Omar weakens to tropical storm in Atlantic
Hurricane Omar weakened to a tropical storm in the Atlantic on Thursday night after threading its way through the small islands of the northeastern Caribbean as a powerful storm that caused far less damage than its punch had threatened. Omar’s maximum sustained winds had decreased to 70 miles per hour as it moved northeastward through the Atlantic Ocean, the US National Hurricane Centre said in its 11:00pm (0300 GMT Friday) advisory. The hurricane centre forecast additional weakening during the next two days.
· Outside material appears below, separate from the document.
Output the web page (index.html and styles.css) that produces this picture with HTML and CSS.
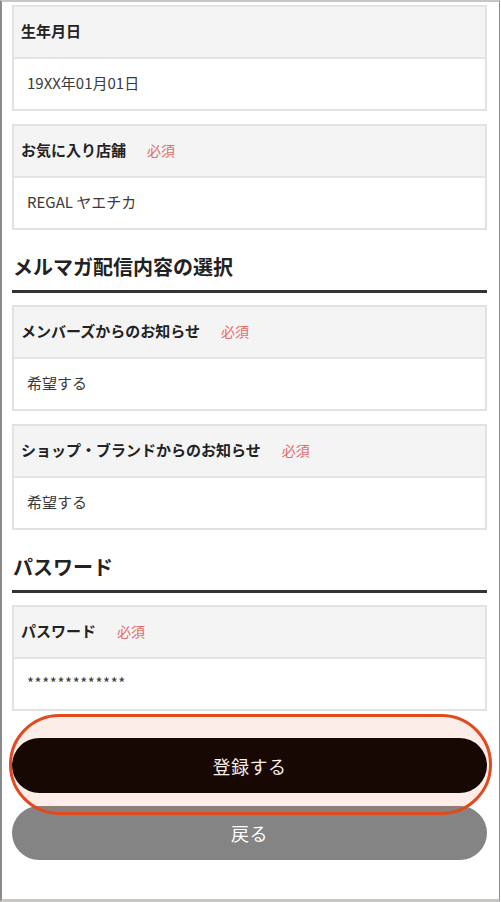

The 15th tropical cyclone of a busy Atlantic hurricane season sank boats in harbours and knocked down trees and utility poles on Caribbean islands, according to reports from officials and residents throughout the vulnerable area.
— Reuters/Bdnews24.com

Convicted triple-killer put to death in Texas
A convicted murderer was put to death by lethal injection in the US state of Texas, according to a statement from the Texas Department of Criminal Justice. Kevin Watts, 27, was pronounced dead on Thursday at 6:17pm Texas time (2317 GMT), spokeswoman Michelle Lyons said. It was Texas’ tenth execution since the start of the year, and the second execution to take place this week. Ten more inmates are scheduled to be killed in Texas by the end of November. Watts was sentenced to death in 2003 for the triple murder of a restaurant manager and two cooks in San Antonio, Texas.